An hour later, I was sitting in an armchair, wincing as a tattoo artist Elodie had paid to come here during a citywide lockdown and paid more to keep quiet about it inked the symbol from my necklace onto the inside of my left wrist.

   I hissed through clenched teeth, loud enough that Elodie laughed. “That hurts,” I said.

   “You were shot in that arm,” Elodie reminded me. I made a face at her.

   As the needle buzzed, Stellan stepped up beside me. He’d been quiet since I sat down. Now he stared at my wrist and chewed his lip. “It looks good.”

   It did. It was almost finished: the thirteen-loop symbol from the necklace I’d worn practically my whole life, now inked into my skin, part of me forever.

   “I suppose we won’t be quite official if I don’t get one, too,” Stellan said after a pause. I’d been trying to not think about it, trying to let him bring it up when he was ready. I glanced back at everyone else.
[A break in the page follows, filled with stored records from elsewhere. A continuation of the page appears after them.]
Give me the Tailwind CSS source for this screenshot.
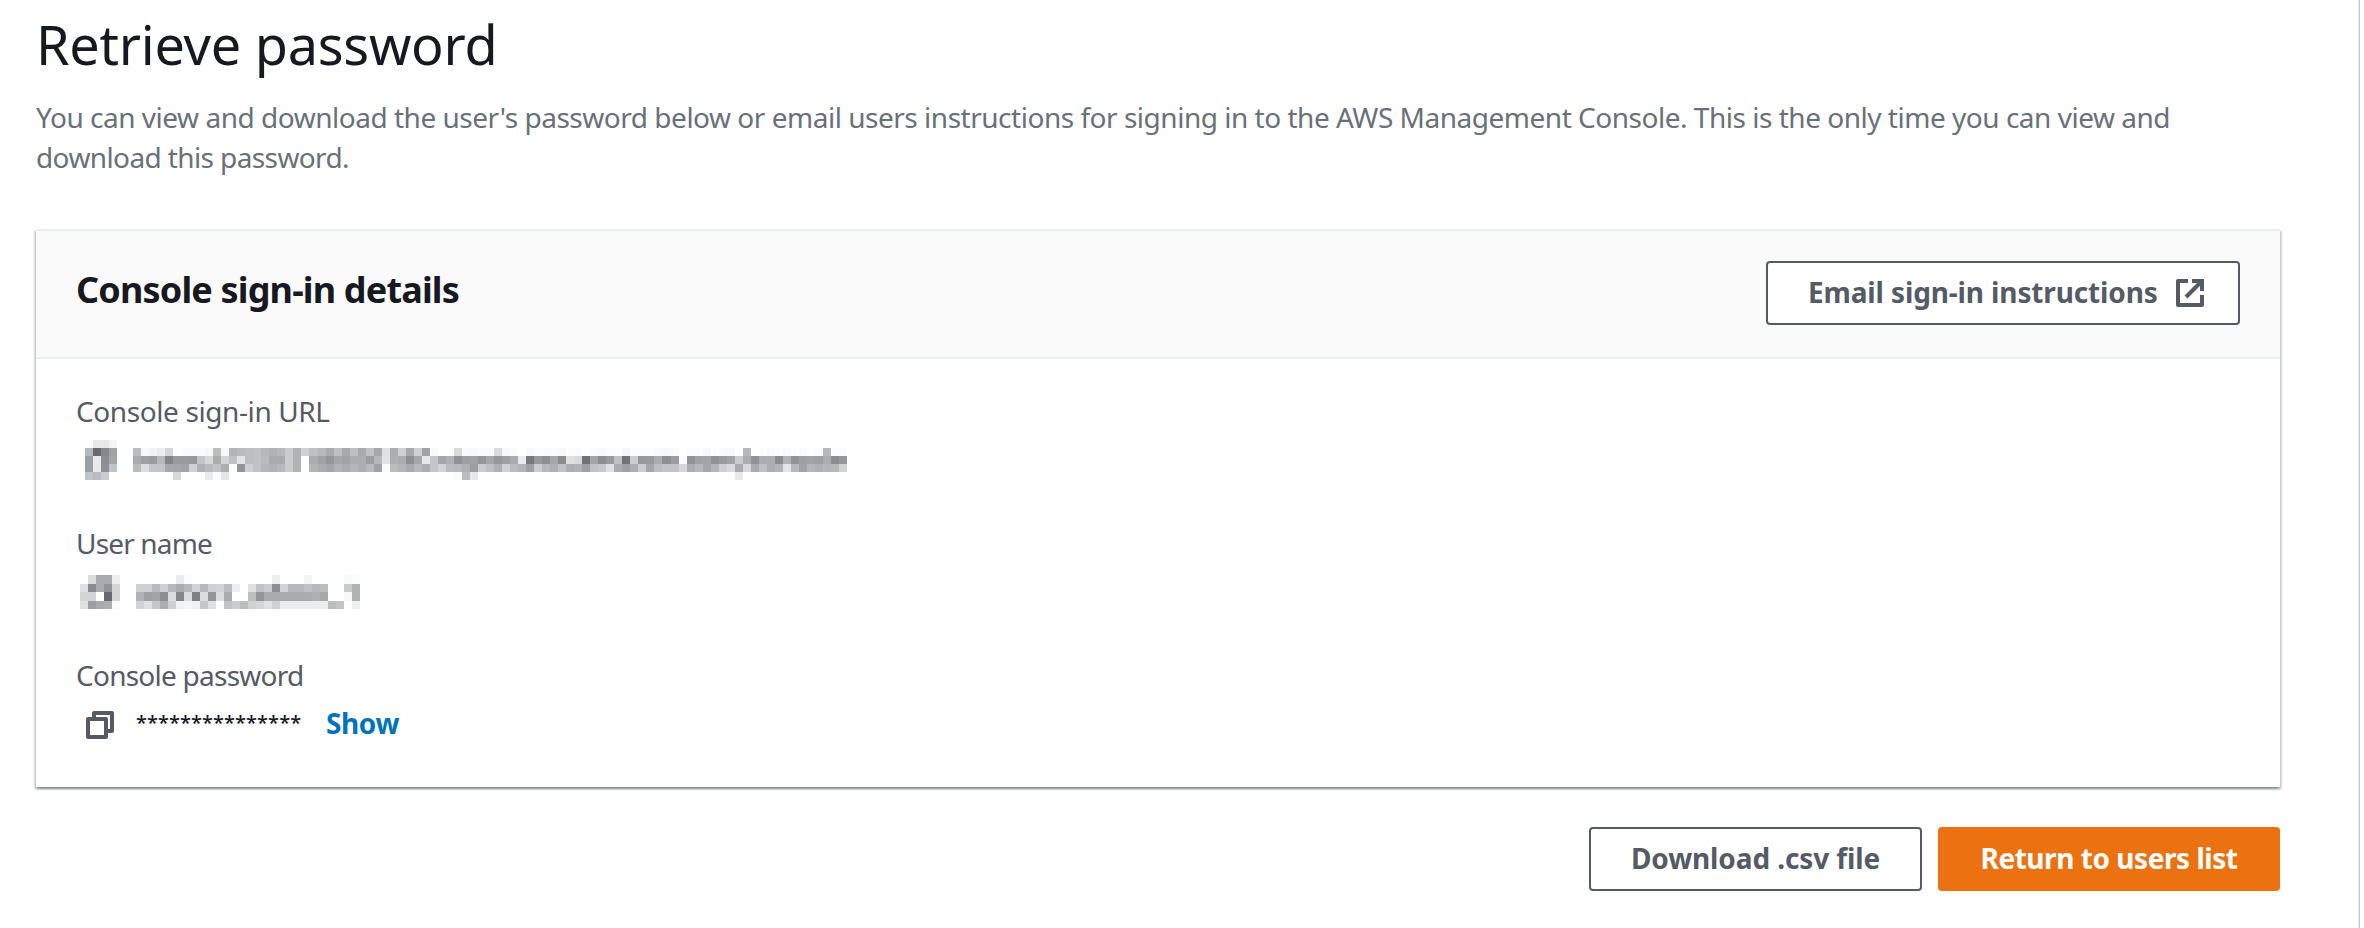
<!DOCTYPE html>
<html lang="en">
<head>
<meta charset="utf-8">
<title>Retrieve password</title>
<script src="https://cdn.jsdelivr.net/npm/@tailwindcss/browser@4"></script>
</head>
<body class="bg-white font-['Noto_Sans','Open_Sans',sans-serif] text-[28px] leading-[40px] text-[#16191f]">
<div class="flex h-[928px] w-[2364px] overflow-hidden">
  <main class="flex w-[2358px] shrink-0 flex-col pt-[14px] pr-[78px] pl-9">
    <h1 class="text-[54px] leading-[60px] font-normal tracking-[-0.26px] whitespace-nowrap">Retrieve password</h1>
    <p class="mt-[23px] whitespace-nowrap tracking-[-0.482px] text-[#687078]">You can view and download the user's password below or email users instructions for signing in to the AWS Management Console. This is the only time you can view and<br><span class="tracking-[-0.61px]">download this password.</span></p>

    <section class="mt-[52px] h-[558px] shrink-0 border-t-2 border-[#eaeded] bg-white shadow-[0_2px_2px_0_rgba(0,28,36,0.3),2px_2px_2px_0_rgba(0,28,36,0.15),-2px_2px_2px_0_rgba(0,28,36,0.15)]">
      <header class="flex h-32 items-start justify-between border-b-2 border-[#eaeded] bg-[#fafafa] pr-10 pl-10">
        <h2 class="mt-[39px] text-[36px] font-bold tracking-[-0.835px] whitespace-nowrap">Console sign-in details</h2>
        <button class="mt-[30px] flex h-16 w-[474px] items-center rounded-[4px] border-2 border-[#545b64] bg-white pl-10 text-[#545b64]">
          <span class="w-[368px] pb-[3px] text-left font-bold tracking-[-0.13px] whitespace-nowrap">Email sign-in instructions</span>
          <svg class="size-7 shrink-0" viewBox="0 0 28 28" fill="none" stroke="currentColor" stroke-width="4"><path stroke-linejoin="round" d="M12 2H2V26H26V16"/><path d="M16 2H26V12"/><path d="M26 2L10 18"/></svg>
        </button>
      </header>

      <div class="flex flex-col gap-11 pt-8 pl-10">
        <div class="flex h-[88px] flex-col">
          <div class="tracking-[-0.4px] text-[#545b64]">Console sign-in URL</div>
          <div class="mt-[9px] flex pl-[9px]">
            <svg class="h-10 w-8" data-cells="ffe8e8f5 b86c88a2 a0e98ea8 a0e992c4 c4bdccff" data-cool="1" preserveAspectRatio="none"></svg>
            <svg class="mt-2 ml-4 h-8 w-[714px]" preserveAspectRatio="none" data-cells="
bdf7f3ecd6fefbfbfbf8bdf9b4babfc2b8b2b8ccb2d0c0b9abc0aac0aac2a8e0acd0a8d0a2f9fffddafaf8fbfadaf8fbfef9fcfbfbf8fcfbfefbf8fbfdf7fcfbfdfaf8fafffbfdf8fefaf8ffb8fffdfafdfafefafdfbb8fcfc
aca09cb8859a9a98c4d8acd4c0e4bfc2baaaaaccb2ffaca295a6a2aeae9cb8e2b0ac8ea6e8c6a6b0929fa296a6969fabea78988ea68ce0da72a48e9ac072cc989aac8e9cfa92a2a4929aa2ccac92acae8cb292a0a2a0ac8c96
bbddc6c4a8a6a3d0b0bac2aefe94d0c2b6b2b8ccb2ffb4aca6b4acb6aebaa2fbbcb4aab8acc6d4bcbab09eccc0b0d2bcb4a0ccb8b0c2aeb2a0c2c8e0aca0aecca6bec4c4d6aeb8a6b6d0daaad8aac0aeb4e4b8a2b6b0b6b8d2
_5_d8_3_eafde6_28_fcbce8_32_ea_13_"></svg>
          </div>
        </div>

        <div class="flex h-[88px] flex-col">
          <div class="tracking-[-0.835px] text-[#545b64]">User name</div>
          <div class="mt-3 flex pl-1">
            <svg class="h-[34px] w-10" preserveAspectRatio="none" data-cool="1" data-cells="ffdcababee e08cab94d6 d4d4ff6ad6 e0a0abaefb"></svg>
            <svg class="ml-4 h-[34px] w-56" preserveAspectRatio="none" data-cells="
_5_ecfc_10_ee_3_f4_4_f9fc
d0d0bad0b8acb8d2b8d0d2bceeffe0c2cc8ed2b8b8c0b8bcffffcab2
b29fa48edc86dc80dc94dcaaffffbe94aaaaaaaaabacb0a8fffff8b2
d2e0c6acd0f2f6f2c6e0fec2ccbcd0d4e2d0ecececececec_0_bcc4ffee"></svg>
          </div>
        </div>

        <div class="flex h-[88px] flex-col">
          <div class="tracking-[-0.75px] text-[#545b64]">Console password</div>
          <div class="mt-2 flex items-start pl-[10px]">
            <svg class="mt-2 size-7" viewBox="0 0 28 28" fill="none" stroke="#545b64" stroke-width="4" stroke-linejoin="round"><path d="M8 8V2H26V20H20"/><path d="M2 8H20V26H2Z"/></svg>
            <span class="ml-[22px] w-[190px] text-[20px] leading-[40px] font-medium tracking-[0.05px]">***************</span>
            <a class="font-bold tracking-[-0.387px] text-[#0073bb]">Show</a>
          </div>
        </div>
      </div>
    </section>

    <div class="mt-10 flex justify-end gap-4 font-bold whitespace-nowrap">
      <button class="flex h-16 w-[333px] items-center justify-center rounded-[4px] border-2 border-[#545b64] bg-white pb-[3px] tracking-[-0.115px] text-[#545b64]">Download .csv file</button>
      <button class="flex h-16 w-[342px] items-center justify-center rounded-[4px] bg-[#ec7211] pb-[3px] tracking-[-0.456px] text-white">Return to users list</button>
    </div>
  </main>
  <div class="w-px bg-[#e8eaec]"></div>
  <div class="w-px bg-[#c3cacb]"></div>
</div>
<script>
// Redacted values: each row is a run of two-digit grey levels, one per mosaic cell; _n_ skips n cells.
document.querySelectorAll('svg[data-cells]').forEach(svg => {
  const rows = svg.dataset.cells.trim().split(/\s+/).map(r => r.replace(/_(\d+)_/g, (m, n) => 'ff'.repeat(+n)));
  const cols = Math.max(...rows.map(r => r.length)) / 2;
  svg.setAttribute('viewBox', `0 0 ${cols} ${rows.length}`);
  svg.setAttribute('shape-rendering', 'crispEdges');
  rows.forEach((row, y) => {
    for (let x = 0; x < row.length / 2; x++) {
      const g = parseInt(row.slice(x * 2, x * 2 + 2), 16);
      if (g === 255) continue;
      const d = g > 210 ? 0 : svg.dataset.cool ? 4 : 1;
      const r = document.createElementNS('http://www.w3.org/2000/svg', 'rect');
      r.setAttribute('x', x);
      r.setAttribute('y', y);
      r.setAttribute('width', 1);
      r.setAttribute('height', 1);
      r.setAttribute('fill', `rgb(${g - d},${g},${g + d})`);
      svg.appendChild(r);
    }
  });
});
</script>
</body>
</html>
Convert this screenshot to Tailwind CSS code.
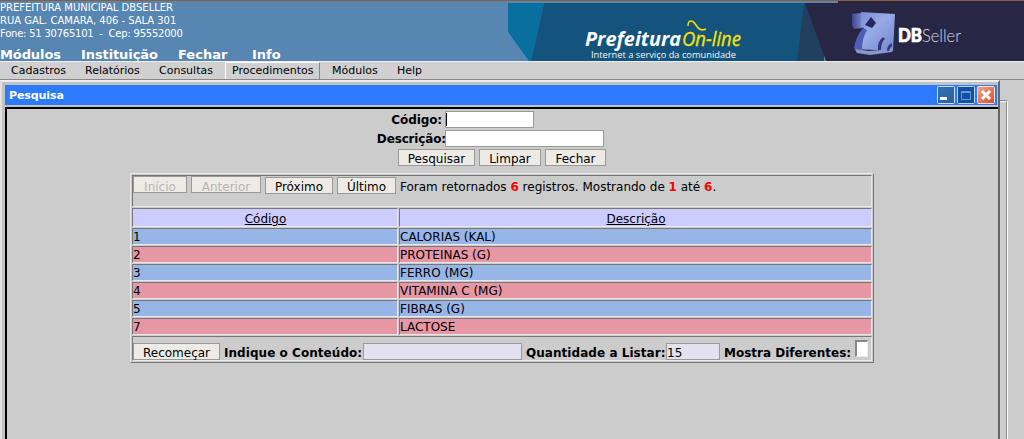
<!DOCTYPE html>
<html lang="pt-BR">
<head>
<meta charset="utf-8">
<title>Prefeitura On-line</title>
<script src="https://cdn.jsdelivr.net/npm/@tailwindcss/browser@4"></script>
</head>
<body class="h-[439px] overflow-hidden bg-[#cccccc] font-['DejaVu_Sans',sans-serif] text-xs text-black">
<header class="flex h-[61px] border-t border-[#8a5d3c] bg-[#5786b2] text-white">
  <div class="flex w-[508px] shrink-0 flex-col">
    <div class="h-[45px] text-[10px] leading-[13px] whitespace-pre"><p>PREFEITURA MUNICIPAL DBSELLER</p><p class="tracking-[-0.03px]">RUA GAL. CAMARA, 406 - SALA 301</p><p class="tracking-[-0.23px]">Fone: 51 30765101  -  Cep: 95552000</p></div>
    <nav class="flex h-[15px] text-[13px] leading-[17px] font-bold"><span class="w-[81px] tracking-[-0.1px]">Módulos</span><span class="w-[97px] tracking-[-0.1px]">Instituição</span><span class="w-[74px]">Fechar</span><span>Info</span></nav>
  </div>
  <svg width="516" height="60" viewBox="508 1 516 60" class="shrink-0">
    <defs>
      <linearGradient id="cube" x1="0" y1="0" x2="1" y2="1"><stop stop-color="#6f85cf"/><stop offset=".45" stop-color="#98abe4"/><stop offset="1" stop-color="#6f86d0"/></linearGradient>
      <linearGradient id="side" x1="0" y1="0" x2="1" y2="0"><stop stop-color="#3f4690"/><stop offset="1" stop-color="#7587cc"/></linearGradient>
    </defs>
    <path d="M508 3h36l-13 58h-2l-21-29z" fill="#086f9f"/>
    <path d="M544 3h261l-7 58H531z" fill="#14547c"/>
    <path d="M804 3h20v58h-27z" fill="#21405f"/>
    <path d="M805 3h33V1h186v60H826z" fill="#272745"/>
    <text x="585" y="46" textLength="96" lengthAdjust="spacingAndGlyphs" font-family="Open Sans" font-size="20" font-weight="700" font-style="italic" fill="#fff">Prefeitura</text>
    <text x="682" y="46" textLength="59" lengthAdjust="spacingAndGlyphs" font-family="Open Sans" font-size="20" font-style="italic" fill="#f4e307" stroke="#f4e307" stroke-width=".3">On-line</text>
    <path d="M688 26c0-7 5-6 8-1s6 6 10 4" fill="none" stroke="#f4d907" stroke-width="1.5"/>
    <text x="591" y="57.500" textLength="145" lengthAdjust="spacingAndGlyphs" font-family="Open Sans" font-size="9.500" fill="#f2f8fb">Internet a serviço da comunidade</text>
    <path d="M852 14l9-1 1 15-8 1-2-4z" fill="url(#side)"/>
    <path d="M861 12l34 2-2 37-38-2 9-21-3-1z" fill="url(#cube)"/>
    <path d="M863 28q-7 8-9 20l3 5 5-3q0-12 5-20z" fill="#4b60b4"/>
    <path d="M855 49l14 2 24-2-1 3-22 3-13-2z" fill="#8997d0"/>
    <path d="M871 17l5 6-4 5-7-3z" fill="#292568"/>
    <path d="M878 50q-1-8 5-13l2 2q-4 3-4 11M887 51q0-6 5-8v3q-3 2-3 5" fill="#343679"/>
    <text x="898" y="42" textLength="24" lengthAdjust="spacingAndGlyphs" font-family="Lato" font-size="18" font-weight="900" fill="#fff" stroke="#fff" stroke-width=".7">DB</text>
    <text x="922" y="42" textLength="39" lengthAdjust="spacingAndGlyphs" font-family="Lato" font-size="17.500" font-weight="300" fill="#d7d7e2">Seller</text>
  </svg>
</header>
<nav class="flex h-[19px] border-t border-b border-t-[#eeeeee] border-b-[#888888] bg-[#d0d0d0] text-[11px] leading-[17px]">
  <span class="w-[74px] pl-[11px]">Cadastros</span><span class="w-[74px] pl-[11px]">Relatórios</span><span class="w-[77px] pl-[11px]">Consultas</span><span class="w-[95px] border-t border-r border-l border-t-white border-r-[#888888] border-l-white pl-[6px] leading-[15px]">Procedimentos</span><span class="w-[65px] pl-[12px]">Módulos</span><span class="pl-[12px]">Help</span>
</nav>
<div class="flex h-[359px]">
  <main class="w-[1000px] shrink-0 border-t-2 border-r-2 border-l-2 border-t-[#eeeeee] border-r-[#666666] border-l-[#e0e0e0] bg-[#c2c2c2] pt-[3px] pr-px pl-[3px]">
    <div class="flex h-[20px] items-center bg-[#2c7bff] pr-px pl-[4px] text-[11px] font-bold text-white">
      <h1 class="flex-1 pt-[2px] tracking-[-0.1px]">Pesquisa</h1>
      <svg width="60" height="20" viewBox="0 0 60 20">
        <defs><linearGradient id="mn" x1="0" y1="0" x2="1" y2="1"><stop stop-color="#3371b5"/><stop offset="1" stop-color="#2b5fa0"/></linearGradient><linearGradient id="cl" x1="0" y1="0" x2="1" y2="1"><stop stop-color="#f1a58b"/><stop offset="1" stop-color="#cf5030"/></linearGradient></defs>
        <rect x="1.500" y="1.500" width="17" height="17" rx="1" fill="url(#mn)" stroke="#c4ddf5"/><path d="M4 12h7v3H4z" fill="#fff"/>
        <rect x="21.500" y="1.500" width="17" height="17" rx="1" fill="#174f9d" stroke="#b4d3f3"/><path d="M25.500 6.500h9v8h-9zM25 7.500h10" fill="none" stroke="#5b9ae8"/>
        <rect x="41.500" y="1.500" width="17" height="17" rx="1" fill="url(#cl)" stroke="#ffe0d5"/><path d="M46 6l8 8m0-8l-8 8" stroke="#fff" stroke-width="3"/>
      </svg>
    </div>
    <section class="-mr-px mt-[2px] h-[340px] border-t-2 border-l-2 border-black bg-[#cccccc] pt-[2px]">
      <form class="flex flex-col gap-px">
        <label class="flex h-[18px]"><b class="w-[438px] pt-px pr-[3px] text-right tracking-[-0.1px]">Código:</b><span class="flex h-[17px] w-[89px] items-center border border-[#999999] bg-white"><i class="h-[13px] w-px bg-black"></i></span></label>
        <label class="flex h-[18px]"><b class="-mr-px w-[439px] pt-px text-right tracking-[-0.15px]">Descrição:</b><span class="h-[17px] w-[159px] border border-[#999999] bg-white"></span></label>
        <div class="flex h-[18px] gap-[4px] pl-[391px] text-center leading-[18px]"><span class="h-[17px] w-[77px] border border-[#999999] bg-[#eeebe7]">Pesquisar</span><span class="h-[17px] w-[62px] border border-[#999999] bg-[#eeebe7]">Limpar</span><span class="h-[17px] w-[61px] border border-[#999999] bg-[#eeebe7]">Fechar</span></div>
      </form>
      <div class="mt-[6px] ml-[123px] grid w-[744px] grid-cols-[266px_473px] gap-px border border-t-[#e8e8e8] border-r-[#777777] border-b-[#777777] border-l-[#e8e8e8] p-px leading-[16px] *:border *:border-t-[#777777] *:border-r-[#e8e8e8] *:border-b-[#e8e8e8] *:border-l-[#777777]">
        <div class="col-span-2 flex h-[32px] gap-[4px] leading-[18px]">
          <span class="h-[17px] w-[54px] border border-[#999999] bg-[#eeebe7] text-center leading-[20px] text-[#b8b5b1]">Início</span><span class="h-[17px] w-[70px] border border-[#999999] bg-[#eeebe7] text-center leading-[20px] text-[#b8b5b1]">Anterior</span><span class="mt-px h-[17px] w-[68px] border border-[#999999] bg-[#eeebe7] text-center">Próximo</span><span class="mt-px h-[17px] w-[59px] border border-[#999999] bg-[#eeebe7] text-center">Último</span><p class="mt-px pt-px">Foram retornados <b class="text-[#ff0000]">6</b> registros. Mostrando de <b class="text-[#ff0000]">1</b> até <b class="text-[#ff0000]">6</b>.</p>
        </div>
        <div class="h-[19px] bg-[#ccccff] pl-px text-center leading-[20px] underline">Código</div><div class="h-[19px] bg-[#ccccff] pl-px text-center leading-[20px] underline">Descrição</div>
        <div class="h-[17px] bg-[#97b5e6]">1</div><div class="h-[17px] bg-[#97b5e6]">CALORIAS (KAL)</div>
        <div class="h-[17px] bg-[#e796a4]">2</div><div class="h-[17px] bg-[#e796a4]">PROTEINAS (G)</div>
        <div class="h-[17px] bg-[#97b5e6]">3</div><div class="h-[17px] bg-[#97b5e6]">FERRO (MG)</div>
        <div class="h-[17px] bg-[#e796a4]">4</div><div class="h-[17px] bg-[#e796a4]">VITAMINA C (MG)</div>
        <div class="h-[17px] bg-[#97b5e6]">5</div><div class="h-[17px] bg-[#97b5e6]">FIBRAS (G)</div>
        <div class="h-[17px] bg-[#e796a4]">7</div><div class="h-[17px] bg-[#e796a4]">LACTOSE</div>
        <div class="col-span-2 flex h-[25px] pt-[6px] leading-[18px] whitespace-nowrap">
          <span class="h-[17px] w-[87px] shrink-0 border border-[#999999] bg-[#eeebe7] text-center">Recomeçar</span><b class="w-[143px] shrink-0 pt-px pl-[4px] tracking-[0.05px]">Indique o Conteúdo:</b><span class="h-[17px] w-[159px] shrink-0 border border-[#999999] bg-[#e3e1ef]"></span><b class="w-[144px] shrink-0 pt-px pl-[4px] tracking-[0.05px]">Quantidade a Listar:</b><span class="h-[17px] w-[54px] shrink-0 border border-[#999999] bg-[#e3e1ef]">15</span><b class="w-[135px] shrink-0 pt-px pl-[4px]">Mostra Diferentes:</b><span class="-mt-[3px] h-[17px] w-[13px] shrink-0 border-t-2 border-r border-b border-l-2 border-t-[#888888] border-r-[#eeeeee] border-b-[#eeeeee] border-l-[#888888] bg-white"></span>
        </div>
      </div>
    </section>
  </main>
  <aside class="mt-[20px] w-[8px] border-t border-r border-t-[#888888] border-r-white"><div class="h-full border-t border-r border-t-white border-r-[#888888]"></div></aside>
</div>
</body>
</html>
Nisha had just come in to give an update on the new experiments they were doing on the vaccine, and Jack and Elodie were asking questions.

   “You don’t have to,” I said.

   “I know I don’t.”

   The knots in my stomach drew tighter. I’d just declared my intention to take my place as part of the most powerful group in the world, but I was afraid to ask what exactly he meant. It didn’t have to mean he was staying. He’d told me he loved me yesterday—but he’d also said it might be his only chance to say it. This could be the last thing he did with us before he left for good.

   I should just ask. Get it out of the way. I was scared to.

   The tattoo artist wiped a rag over my wrist one more time. There it was: our family’s symbol.

   I couldn’t stop staring at it. Stellan took my wrist, ran a thumb around the edge of the tattoo. “I’m getting it,” he said. “If that’s okay with you.”

   “Yes,” I said, to whatever it meant. Just like I’d still be in love with him if he had to leave the Circle, I’d always feel like he was part of the thirteenth family. Same for Jack and Elodie.